Nach 2300 Metern war es schließlich Florian Orth, der EM-Zehnte von Zürich über die 1.500m, der die Initiative ergriff, das Tempo deutlich erhöhte und damit das Rennen eröffnete. Philipp Reinhardt war stets in Lauerstellung und konnte die Tempoforcierung mitgehen, jedoch war eingangs der vorletzten Runde bereits eine kleine Lücke zum Führungstrio Ringer, Orth und Bleistein aufgerissen, die den Titel letztendlich unter sich ausmachten. In einem packendem Zielspurt sicherte sich Richard Ringer, der EM-Vierte von 2014 über die 5.000m, in einem Fotofinish in 8:29,57 Minuten vor Florian Orth (8:29,61 Minuten) und Clemens Bleistein (8:29,61 Minuten) den Titel. Philipp Reinhardt, der 20-jährige Deutsche Hochschulmeister 2015 über die 3.000m, zeigte ein ganz starkes Rennen und lief in 8:31,30 Minuten souverän auf Platz vier. In dem hochkarätig besetzten Teilnehmerfeld holte er so das Maximale aus dem Rennen.
Am Finalsonntag ging es dann mit den Entscheidungen Schlag auf Schlag weiter. Auch die Stimmung war spürbar besser wie am Vortag und die Halle mit 4600 Zuschauern bis auf den letzten Platz gefüllt.

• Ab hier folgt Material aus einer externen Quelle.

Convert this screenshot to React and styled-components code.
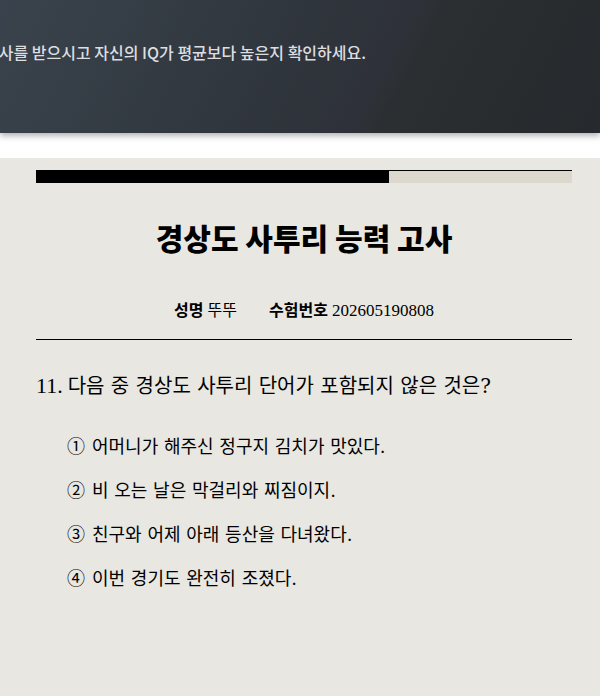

Für die erste Überraschung des Tages und zugleich den ersten Hallenmeistertitel für den Freistaat am Wochenende sorgte Dreispringer Marcel Kornhardt (ASV Erfurt), der mit 16,21 Metern nicht nur eine neue persönliche Bestleistung aufstellte, sondern auch seinen ersten deutschen Meistertitel bei den Männern feiern konnte.

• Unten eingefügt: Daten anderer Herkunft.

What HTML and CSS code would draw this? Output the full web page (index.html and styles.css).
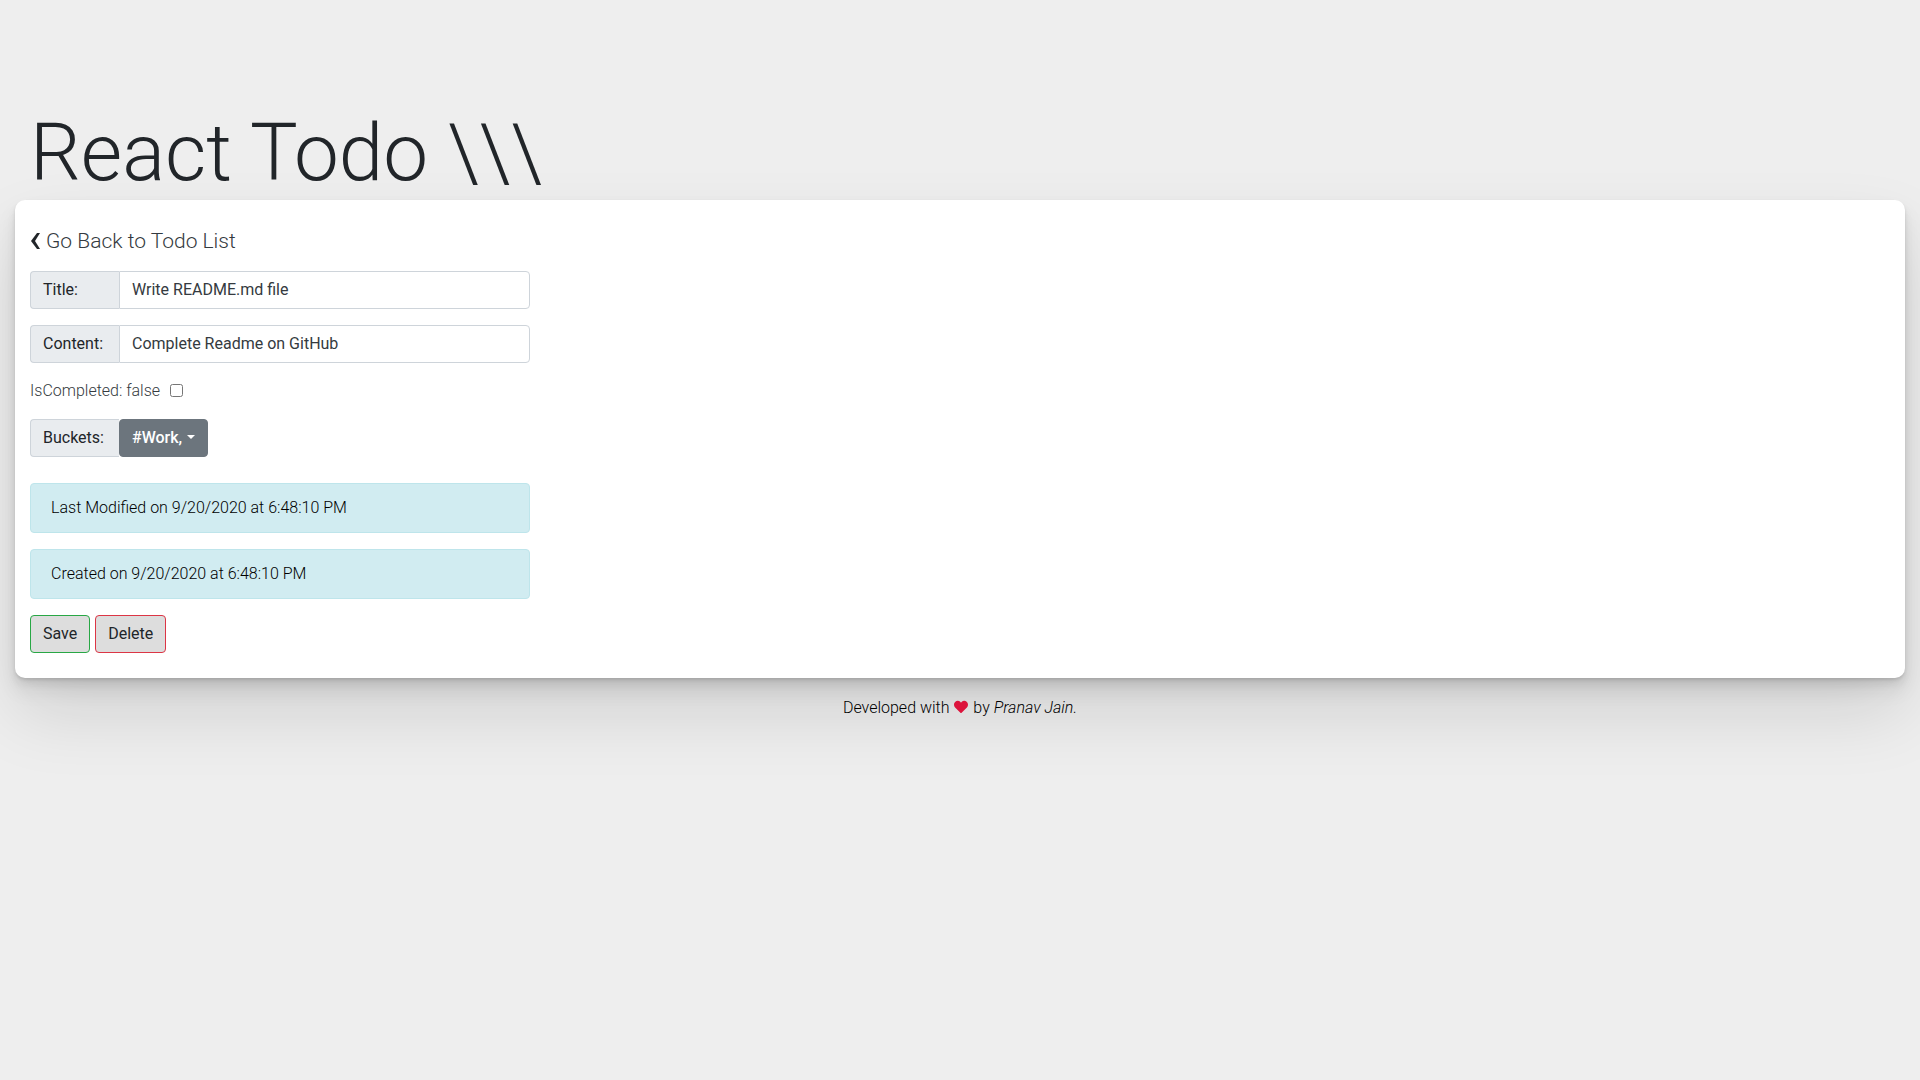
FILE: index.html
```html
<!DOCTYPE html>
<html lang="en">
<head>
<meta charset="utf-8">
<meta name="viewport" content="width=device-width, initial-scale=1">
<title>React Todo</title>
<link rel="stylesheet" href="styles.css">
</head>
<body>
<header class="page-header">
  <h1 class="title">React Todo \\\</h1>
</header>
<main class="card">
  <a class="back" href="#"><svg class="chevron" viewBox="0 0 12 16" aria-hidden="true"><path d="M10 0L7 0L1 8L7 16L10 16L5 8Z"/></svg>Go Back to Todo List</a>
  <form class="form">
    <div class="group">
      <label class="addon" for="title">Title:</label>
      <input class="control" id="title" type="text" value="Write README.md file">
    </div>
    <div class="group">
      <label class="addon" for="content">Content:</label>
      <input class="control" id="content" type="text" value="Complete Readme on GitHub">
    </div>
    <div class="check">
      <label for="done">IsCompleted: false</label>
      <input class="box" id="done" type="checkbox">
    </div>
    <div class="group buckets">
      <label class="addon" for="buckets">Buckets:</label>
      <button class="dropdown" id="buckets" type="button">#Work, <span class="caret"></span></button>
    </div>
    <div class="alert">Last Modified on 9/20/2020 at 6:48:10 PM</div>
    <div class="alert">Created on 9/20/2020 at 6:48:10 PM</div>
    <div class="actions">
      <button class="btn save" type="button">Save</button>
      <button class="btn delete" type="button">Delete</button>
    </div>
  </form>
</main>
<footer class="footer">Developed with <svg class="heart" viewBox="0 0 512 512" aria-hidden="true"><path d="M462.3 62.6C407.5 15.9 326 24.3 275.700 76.200L256 96.500l-19.700-20.300C186.100 24.300 104.500 15.900 49.700 62.600c-62.800 53.600-66.100 149.800-9.900 207.900l193.500 199.800c12.500 12.900 32.800 12.900 45.300 0l193.500-199.800c56.300-58.100 53-154.300-9.800-207.900z"/></svg> by <em>Pranav Jain.</em></footer>
</body>
</html>
```
FILE: styles.css
```css
* {
  box-sizing: border-box;
}

body {
  min-height: 100vh;
  margin: 0;
  padding: 106px 15px 0;
  background: #eee;
  color: #212529;
  font: 300 16px/24px Roboto, sans-serif;
}

.title {
  margin: 0;
  padding: 0 15px;
  font-size: 80px;
  font-weight: 300;
  line-height: 94px;
}

.card {
  padding: 25px 15px;
  border-radius: 10px;
  background: #fff;
  box-shadow:
    0 2px 3px rgba(0, 0, 0, .1),
    0 6px 8px rgba(0, 0, 0, .07),
    0 12px 20px rgba(0, 0, 0, .08),
    0 35px 70px rgba(0, 0, 0, .12);
}

.back {
  display: inline-flex;
  align-items: center;
  gap: 4px;
  margin-bottom: 14px;
  color: #343a40;
  font-size: 21px;
  line-height: 32px;
  text-decoration: none;
}

.chevron {
  width: 12px;
  height: 16px;
  fill: #212529;
}

.form {
  width: 500px;
  max-width: 100%;
}

.group {
  display: flex;
  margin-bottom: 16px;
}

.addon {
  width: 89px;
  padding: 6px 12px;
  border: 1px solid #ced4da;
  border-right: 0;
  border-radius: 4px 0 0 4px;
  background: #e9ecef;
  color: #212529;
  font-weight: 400;
}

.control {
  flex: 1;
  min-width: 0;
  height: 38px;
  padding: 5px 12px 7px;
  border: 1px solid #ced4da;
  border-radius: 0 4px 4px 0;
  background: #fff;
  color: #343a40;
  font: 400 16px/24px Roboto, sans-serif;
}

.check {
  display: flex;
  align-items: center;
  gap: 10px;
  margin-bottom: 16px;
  color: #343a40;
}

.box {
  width: 13px;
  height: 13px;
  margin: 0 0 2px;
}

.buckets {
  margin-bottom: 26px;
}

.dropdown {
  display: flex;
  align-items: center;
  gap: 5px;
  padding: 6px 12px;
  border: 1px solid #6c757d;
  border-radius: 4px;
  background: #6c757d;
  color: #fff;
  font: 500 16px/24px Roboto, sans-serif;
}

.caret {
  margin-bottom: 2px;
  border: 4px solid transparent;
  border-top-color: #fff;
  border-bottom: 0;
}

.alert {
  margin-bottom: 16px;
  padding: 12px 20px;
  border: 1px solid #bee5eb;
  border-radius: 4px;
  background: #d1ecf1;
  color: #000;
}

.actions {
  display: flex;
  gap: 5px;
}

.btn {
  padding: 6px 12px;
  border: 1px solid;
  border-radius: 4px;
  background: #ddd;
  color: #212529;
  font: 400 16px/24px Roboto, sans-serif;
}

.save {
  border-color: #28a745;
}

.delete {
  border-color: #dc3545;
}

.footer {
  padding-top: 18px;
  color: #000;
  text-align: center;
}

.heart {
  width: 14px;
  height: 14px;
  margin: 0 1px;
  fill: crimson;
  vertical-align: -1px;
}
```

Im Finale über 800m kam es anschließend wieder zum spannenden Duell zwischen dem Hallenmeister von 2008, 2010 und 2013, Robin Schembera (TSV Bayer 04 Leverkusen) und dem lange Zeit verletzten und nun wieder erstarkten Titelträger von 2009, Sebastian Keiner (Erfurter LAC). Bereits in der Jugend lieferten sich beide Athleten zahlreiche packende Zweikämpfe. Nach dem Startschuss setzte sich zunächst der Titelverteidiger Andreas Lange (LG Braunschweig) auf den ersten beiden Runden an die Spitze des Feldes. 250 Meter vor dem Ziel erfolgte schließlich der erwartete Antritt von Robin Schembera, dem lediglich Sebastian Keiner Paroli bieten konnte. Mit einem hauchdünnen Vorsprung von nur vier Hundertstelsekunden sicherte sich der Leverkusener Schembera in 1:50,14 Minuten den Titel vor Sebastian Keiner. Rang drei belegte in 1:50,55 Minuten der Vorjahresfünfte Jan Riedel vom Dresdner SC 1898.
Im 1.500m Finale der Frauen ging es für Astrid Hartenstein (LV Gera) weniger um den Titel, mit einem taktischen Rennen war aber durchaus eine gute Platzierung möglich.
Doch da hatten die anderen Athletinnen etwas dagegen. Das rasante Anfangstempo zog das Feld schnell in die Länge. An Position neun gelegen, lief die 27-jährige Geraerin ein starkes Rennen, musste am Ende jedoch noch zwei Läuferinnen den Vortritt lassen. In 4:29,84 Minuten schrammte sie um 14 Hundertstelsekunden an ihrer Saisonbestleistung vorbei und war auch nicht hundertprozentig zufrieden mit ihrer Leistung. Maren Kock (LG Telis Finanz Regensburg) gewann mit persönlicher Hallenbestleistung in 4:13,72 Minuten souverän den Titel vor Konstanze Klosterhalfen (TSV Bayer 04 Leverkusen), der U20-Titelträgerin vom vergangenen Wochenende, die in 4:15,25 Minuten sogar neuen U20 Europarekord lief. Auf Platz drei kam Thea Heim (LG Telis Finanz Regensburg) ins Ziel, die mit 4:16,61 Minuten ebenfalls eine neue persönliche Bestleistung aufstellte.